WRITTEN TASK —
Examine each line of the data. Copy those that contain the string "this".

GIVEN RECORDS —

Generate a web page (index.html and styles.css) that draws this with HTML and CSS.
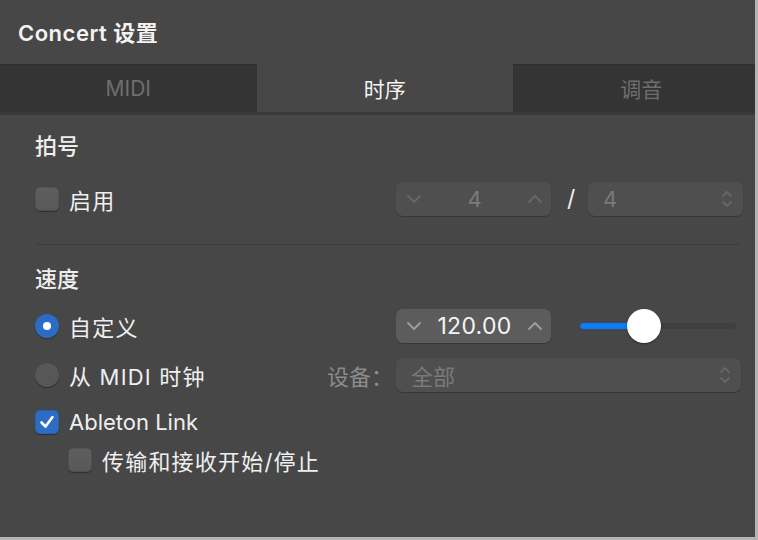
FILE: index.html
```html
<!DOCTYPE html>
<html lang="zh-CN">
<head>
<meta charset="utf-8">
<title>Concert 设置</title>
<link rel="stylesheet" href="styles.css">
</head>
<body>
<div class="panel">
  <header class="titlebar"><h1 class="title">Concert 设置</h1></header>
  <nav class="tabs">
    <div class="tab">MIDI</div>
    <div class="tab active">时序</div>
    <div class="tab">调音</div>
  </nav>
  <main class="content">
    <h2 class="section-title">拍号</h2>
    <div class="row row-enable">
      <div class="left">
        <span class="checkbox"></span><span class="label cjk">启用</span>
      </div>
      <div class="right">
        <div class="stepper disabled">
          <svg class="chev" viewBox="0 0 16 10"><path d="M2 2 L8 8 L14 2"/></svg>
          <span class="val">4</span>
          <svg class="chev" viewBox="0 0 16 10"><path d="M2 8 L8 2 L14 8"/></svg>
        </div>
        <span class="slash">/</span>
        <div class="popup disabled small">
          <span class="val">4</span>
          <svg class="updown" viewBox="0 0 12 18"><path d="M2 6 L6 2 L10 6 M2 12 L6 16 L10 12"/></svg>
        </div>
      </div>
    </div>
    <hr class="divider">
    <h2 class="section-title tempo-title">速度</h2>
    <div class="row row-custom">
      <div class="left">
        <span class="radio on"></span><span class="label cjk">自定义</span>
      </div>
      <div class="right">
        <div class="stepper active">
          <svg class="chev" viewBox="0 0 16 10"><path d="M2 2 L8 8 L14 2"/></svg>
          <span class="val">120.00</span>
          <svg class="chev" viewBox="0 0 16 10"><path d="M2 8 L8 2 L14 8"/></svg>
        </div>
        <div class="slider">
          <div class="track"><div class="fill" style="width:64px"></div></div>
          <div class="knob" style="left:47px"></div>
        </div>
      </div>
    </div>
    <div class="row row-midi">
      <div class="left">
        <span class="radio"></span><span class="label cjk">从 MIDI 时钟</span>
        <span class="device-label">设备：</span>
      </div>
      <div class="right">
        <div class="popup disabled wide">
          <span class="val">全部</span>
          <svg class="updown" viewBox="0 0 12 18"><path d="M2 6 L6 2 L10 6 M2 12 L6 16 L10 12"/></svg>
        </div>
      </div>
    </div>
    <div class="row row-link">
      <div class="left">
        <span class="checkbox on"><svg viewBox="0 0 20 20"><path d="M4.5 10.5 L8.5 14.5 L15.5 5"/></svg></span><span class="label">Ableton Link</span>
      </div>
    </div>
    <div class="row row-transport">
      <div class="left indent">
        <span class="checkbox"></span><span class="label cjk">传输和接收开始/停止</span>
      </div>
    </div>
  </main>
</div>
</body>
</html>
```

FILE: styles.css
```css
* { box-sizing: border-box; }
html, body { margin: 0; padding: 0; }
body {
  background: #b4b4b4;
  width: 758px;
  height: 540px;
  overflow: hidden;
  font-family: Inter, "Noto Sans CJK SC", sans-serif;
  color: #ececec;
}
.panel {
  width: 755px;
  height: 537px;
  background: #474747;
  overflow: hidden;
  display: flex;
  flex-direction: column;
}
.titlebar {
  height: 64px;
  display: flex;
  align-items: center;
  padding-left: 18px;
  padding-bottom: 2px;
}
.title {
  margin: 0;
  font-size: 22px;
  font-weight: 600;
  color: #f2f2f2;
  letter-spacing: 0.5px;
}
.tabs {
  display: flex;
  height: 51px;
  width: 769px;
  background: #353535;
  border-bottom: 3px solid #3a3a3a;
  flex: 0 0 auto;
}
.tab {
  flex: 0 0 256.5px;
  display: flex;
  align-items: center;
  justify-content: center;
  font-size: 21px;
  color: #6e6e6e;
  background: #343434;
  box-shadow: inset 0 1px 0 #2e2e2e;
}
.tab.active {
  background: #474747;
  color: #f4f4f4;
  box-shadow: none;
}
.content {
  padding: 9px 0 0 35px;
}
.section-title {
  margin: 0;
  height: 44px;
  line-height: 44px;
  font-size: 22px;
  font-weight: 500;
  color: #eeeeee;
}
.row {
  display: grid;
  grid-template-columns: 361px auto;
  align-items: center;
  height: 36px;
}
.left {
  display: flex;
  align-items: center;
  height: 36px;
}
.left.indent { padding-left: 33px; }
.right {
  display: flex;
  align-items: center;
}
.label {
  font-size: 22px;
  color: #efefef;
  margin-left: 10px;
  white-space: nowrap;
}
.label.cjk { letter-spacing: 1.2px; }
.row-enable { margin-top: 13px; }
.divider {
  margin: 27px 15px 0 1px;
  border: 0;
  height: 1px;
  background: #3e3e3e;
}
.tempo-title { margin-top: 12px; }
.row-custom { margin-top: 7px; }
.row-midi { margin-top: 13px; }
.row-link { margin-top: 11px; }
.row-transport { margin-top: 2px; }

.checkbox {
  width: 24px;
  height: 24px;
  border-radius: 5px;
  background: linear-gradient(#5e5e5e, #585858);
  box-shadow: 0 1px 1px rgba(0,0,0,0.35), inset 0 0 0 0.5px rgba(0,0,0,0.2);
  flex: 0 0 auto;
  display: flex;
  align-items: center;
  justify-content: center;
}
.checkbox.on {
  background: #2d6cc5;
}
.checkbox svg { width: 20px; height: 20px; }
.checkbox svg path {
  fill: none;
  stroke: #ffffff;
  stroke-width: 2.6;
  stroke-linecap: round;
  stroke-linejoin: round;
}
.radio {
  width: 24px;
  height: 24px;
  border-radius: 50%;
  background: #575757;
  box-shadow: 0 1px 1px rgba(0,0,0,0.35);
  flex: 0 0 auto;
  position: relative;
}
.radio.on { background: #2d6cc5; }
.radio.on::after {
  content: "";
  position: absolute;
  left: 8px;
  top: 8px;
  width: 8px;
  height: 8px;
  border-radius: 50%;
  background: #ffffff;
}
.device-label {
  margin-left: auto;
  margin-right: 3px;
  font-size: 22px;
  color: #8c8c8c;
  white-space: nowrap;
}
.stepper {
  width: 155px;
  height: 34px;
  border-radius: 7px;
  display: flex;
  align-items: center;
  justify-content: space-between;
  padding: 0 8px 0 10px;
  box-shadow: 0 1px 1px rgba(0,0,0,0.25);
}
.stepper.disabled { background: #4f4f4f; color: #7a7a7a; }
.stepper.active { background: #5c5c5c; color: #f4f4f4; }
.stepper .val { font-size: 22px; }
.stepper.active .val { font-size: 23px; letter-spacing: 0.3px; }
.chev { width: 16px; height: 10px; }
.chev path {
  fill: none;
  stroke-width: 2;
  stroke-linecap: round;
  stroke-linejoin: round;
}
.disabled .chev path { stroke: #676767; }
.active .chev path { stroke: #9c9c9c; }
.slash {
  margin: 0 15px 0 16px;
  font-size: 23px;
  color: #f0f0f0;
  width: 6px;
}
.popup {
  height: 34px;
  border-radius: 7px;
  display: flex;
  align-items: center;
  justify-content: space-between;
  padding: 0 10px 0 15px;
  box-shadow: 0 1px 1px rgba(0,0,0,0.25);
}
.popup.disabled { background: #4f4f4f; color: #7a7a7a; }
.popup.small { width: 155px; }
.popup.wide { width: 345px; }
.popup .val { font-size: 22px; }
.updown { width: 12px; height: 18px; }
.updown path {
  fill: none;
  stroke: #676767;
  stroke-width: 1.8;
  stroke-linecap: round;
  stroke-linejoin: round;
}
.slider {
  position: relative;
  margin-left: 29px;
  width: 156px;
  height: 34px;
  display: flex;
  align-items: center;
}
.track {
  width: 100%;
  height: 6px;
  border-radius: 3px;
  background: #3f3f3f;
  overflow: hidden;
}
.fill {
  height: 100%;
  background: #0a7dff;
  border-radius: 3px;
}
.knob {
  position: absolute;
  top: 0;
  width: 34px;
  height: 34px;
  border-radius: 50%;
  background: #ffffff;
  box-shadow: 0 1px 2px rgba(0,0,0,0.4);
}
```
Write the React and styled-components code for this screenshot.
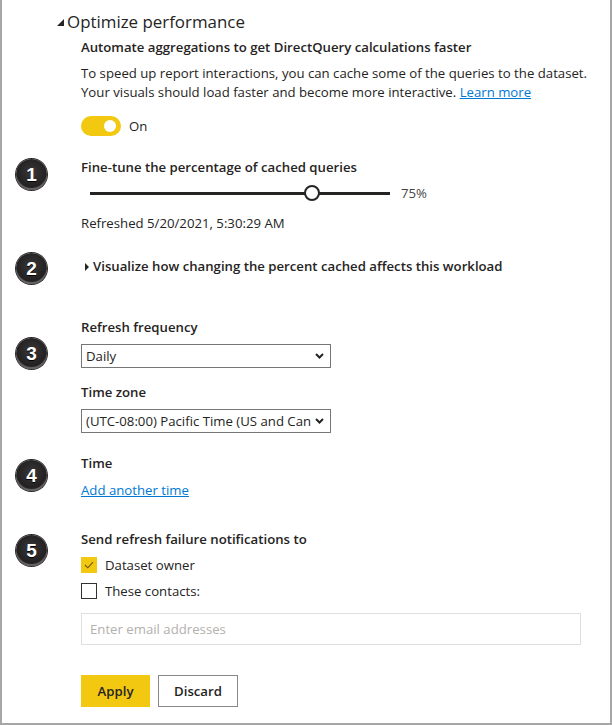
import React from "react";
import styled, { createGlobalStyle } from "styled-components";

const Global = createGlobalStyle`
  html, body { margin: 0; padding: 0; background: #fff; }
  body { font-family: "Open Sans", "Noto Sans", sans-serif; color: #252423; }
  * { box-sizing: border-box; }
`;

const Frame = styled.div`
  width: 612px;
  height: 725px;
  border-left: 2px solid #a6a6a6;
  border-right: 2px solid #a6a6a6;
  border-bottom: 2px solid #a6a6a6;
  padding-top: 10px;
  overflow: hidden;
`;

const Header = styled.div`
  display: flex;
  align-items: center;
  gap: 3px;
  padding-left: 55px;
  height: 24px;
  font-size: 16.9px;
  line-height: 24px;
  color: #252423;
`;

const Indent = styled.div`
  padding-left: 79px;
  padding-right: 16px;
  margin-top: ${(p) => p.$mt || 0}px;
`;

const Bold = styled.div`
  font-size: 13.2px;
  line-height: 19px;
  font-weight: 600;
  color: #252423;
  margin-top: ${(p) => p.$mt || 0}px;
`;

const Text = styled.div`
  font-size: 13.2px;
  line-height: 19px;
  color: ${(p) => p.$color || "#252423"};
  margin-top: ${(p) => p.$mt || 0}px;
`;

const Link = styled.a`
  color: #0078d4;
  text-decoration: underline;
  cursor: pointer;
`;

const ToggleRow = styled.div`
  display: flex;
  align-items: center;
  gap: 8px;
  margin-top: ${(p) => p.$mt || 0}px;
  font-size: 13.2px;
  line-height: 20px;
`;

const Toggle = styled.div`
  width: 40px;
  height: 20px;
  border-radius: 10px;
  background: #f2c811;
  display: flex;
  align-items: center;
  justify-content: flex-end;
  padding-right: 5px;
  &::after {
    content: "";
    width: 12px;
    height: 12px;
    border-radius: 50%;
    background: #fff;
  }
`;

const Section = styled.div`
  display: grid;
  grid-template-columns: 79px 1fr;
  margin-top: ${(p) => p.$mt || 0}px;
  padding-right: 29px;
`;

const Gutter = styled.div`
  padding-left: 14px;
`;

const Badge = styled.div`
  width: 31px;
  height: 31px;
  border-radius: 50%;
  margin-top: ${(p) => p.$mt || 0}px;
  margin-bottom: ${(p) => p.$mb || 0}px;
  background: radial-gradient(circle at 50% 42%, #3a3738 0%, #262324 55%, #161415 100%);
  box-shadow: inset 0 -2px 1px #6a6768, 0 0 0 1px #2a2728;
  color: #fff;
  display: flex;
  align-items: center;
  justify-content: center;
  font-family: "Liberation Sans", Arial, sans-serif;
  font-weight: 700;
  font-size: 19px;
  text-shadow: 0 1px 0 #000;
`;

const Content = styled.div`
  display: flex;
  flex-direction: column;
  align-items: flex-start;
`;

const SliderRow = styled.div`
  display: flex;
  align-items: center;
  height: 20px;
  margin-top: ${(p) => p.$mt || 0}px;
  padding-left: 9px;
  gap: 11px;
`;

const Track = styled.div`
  position: relative;
  width: 300px;
  height: 3px;
  background: #252423;
`;

const Thumb = styled.div`
  position: absolute;
  top: 50%;
  width: 16px;
  height: 16px;
  margin-left: -8px;
  margin-top: -8px;
  border-radius: 50%;
  background: #fff;
  border: 2px solid #252423;
`;

const SliderValue = styled.span`
  font-size: 13.2px;
  color: #484644;
`;

const Disclosure = styled.div`
  display: flex;
  align-items: center;
  gap: 4px;
  padding-left: 4px;
  font-size: 13.2px;
  line-height: 19px;
  font-weight: 600;
  margin-top: ${(p) => p.$mt || 0}px;
`;

const SelectBox = styled.div`
  position: relative;
  width: 250px;
  height: 24px;
  margin-top: ${(p) => p.$mt || 0}px;
  border: 1px solid #767676;
  background: #fff;
  padding: 0 19px 0 4px;
  font-size: 13.2px;
  line-height: 22px;
  color: #252423;
`;

const SelectText = styled.span`
  display: block;
  white-space: nowrap;
  overflow: hidden;
`;

const Chevron = styled.svg`
  position: absolute;
  right: 6px;
  top: 8px;
`;

const CheckRow = styled.div`
  display: flex;
  align-items: center;
  gap: 8px;
  height: 19px;
  font-size: 13.2px;
  margin-top: ${(p) => p.$mt || 0}px;
`;

const Box = styled.div`
  width: 16px;
  height: 16px;
  display: flex;
  align-items: center;
  justify-content: center;
  background: ${(p) => (p.$checked ? "#f2c811" : "#fff")};
  border: ${(p) => (p.$checked ? "none" : "1px solid #323130")};
`;

const EmailInput = styled.div`
  align-self: stretch;
  height: 32px;
  margin-top: ${(p) => p.$mt || 0}px;
  border: 1px solid #e1dfdd;
  padding-left: 8px;
  font-size: 13.2px;
  line-height: 30px;
  color: #b3b0ad;
`;

const ButtonRow = styled.div`
  display: flex;
  gap: 8px;
  margin-top: ${(p) => p.$mt || 0}px;
`;

const Button = styled.button`
  height: 32px;
  padding: 0;
  font-family: "Open Sans", sans-serif;
  font-size: 13.2px;
  font-weight: 600;
  color: #252423;
  background: ${(p) => (p.$primary ? "#f2c811" : "#fff")};
  border: ${(p) => (p.$primary ? "1px solid #f2c811" : "1px solid #8a8886")};
  border-radius: 0;
  width: ${(p) => p.$w}px;
`;

const ChevronIcon = () => (
  <Chevron width="9" height="6" viewBox="0 0 9 6">
    <path d="M1 1 L4.5 4.5 L8 1" fill="none" stroke="#252423" strokeWidth="2" />
  </Chevron>
);

export default function App() {
  return (
    <>
      <Global />
      <Frame>
        <Header>
          <svg width="7" height="7" viewBox="0 0 7 7">
            <polygon points="0,7 7,7 7,0" fill="#252423" />
          </svg>
          <span>Optimize performance</span>
        </Header>
        <Indent>
          <Bold $mt={4}>Automate aggregations to get DirectQuery calculations faster</Bold>
          <Text $mt={7}>
            To speed up report interactions, you can cache some of the queries to the dataset.
            <br />
            Your visuals should load faster and become more interactive. <Link>Learn more</Link>
          </Text>
          <ToggleRow $mt={14}>
            <Toggle />
            <span>On</span>
          </ToggleRow>
        </Indent>

        <Section $mt={22}>
          <Gutter>
            <Badge $mt={1}>1</Badge>
          </Gutter>
          <Content>
            <Bold>Fine-tune the percentage of cached queries</Bold>
            <SliderRow $mt={6}>
              <Track>
                <Thumb style={{ left: "74%" }} />
              </Track>
              <SliderValue>75%</SliderValue>
            </SliderRow>
            <Text $mt={11}>Refreshed 5/20/2021, 5:30:29 AM</Text>
          </Content>
        </Section>

        <Section $mt={24}>
          <Gutter>
            <Badge $mt={-4} $mb={-8}>2</Badge>
          </Gutter>
          <Content>
            <Disclosure>
              <svg width="4" height="8" viewBox="0 0 4 8">
                <polygon points="0,0 4,4 0,8" fill="#252423" />
              </svg>
              <span>Visualize how changing the percent cached affects this workload</span>
            </Disclosure>
          </Content>
        </Section>

        <Section $mt={42}>
          <Gutter>
            <Badge $mt={20}>3</Badge>
          </Gutter>
          <Content>
            <Bold>Refresh frequency</Bold>
            <SelectBox $mt={7}>
              <SelectText>Daily</SelectText>
              <ChevronIcon />
            </SelectBox>
            <Bold $mt={15}>Time zone</Bold>
            <SelectBox $mt={7}>
              <SelectText>(UTC-08:00) Pacific Time (US and Canada)</SelectText>
              <ChevronIcon />
            </SelectBox>
          </Content>
        </Section>

        <Section $mt={21}>
          <Gutter>
            <Badge $mt={6}>4</Badge>
          </Gutter>
          <Content>
            <Bold>Time</Bold>
            <Text $mt={8}>
              <Link>Add another time</Link>
            </Text>
          </Content>
        </Section>

        <Section $mt={30}>
          <Gutter>
            <Badge $mt={5}>5</Badge>
          </Gutter>
          <Content>
            <Bold>Send refresh failure notifications to</Bold>
            <CheckRow $mt={6}>
              <Box $checked>
                <svg width="10" height="8" viewBox="0 0 10 8">
                  <path d="M1 4 L3.8 6.8 L9 1.2" fill="none" stroke="#6b5a10" strokeWidth="1.1" />
                </svg>
              </Box>
              <span>Dataset owner</span>
            </CheckRow>
            <CheckRow $mt={7}>
              <Box />
              <span>These contacts:</span>
            </CheckRow>
            <EmailInput $mt={13}>Enter email addresses</EmailInput>
            <ButtonRow $mt={30}>
              <Button $primary $w={69}>Apply</Button>
              <Button $w={80}>Discard</Button>
            </ButtonRow>
          </Content>
        </Section>
      </Frame>
    </>
  );
}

CORRECT OUTPUT —
Generate a web page (index.html and styles.css) that draws this with HTML and CSS.
Write the React and styled-components code for this screenshot.
              <span>Visualize how changing the percent cached affects this workload</span>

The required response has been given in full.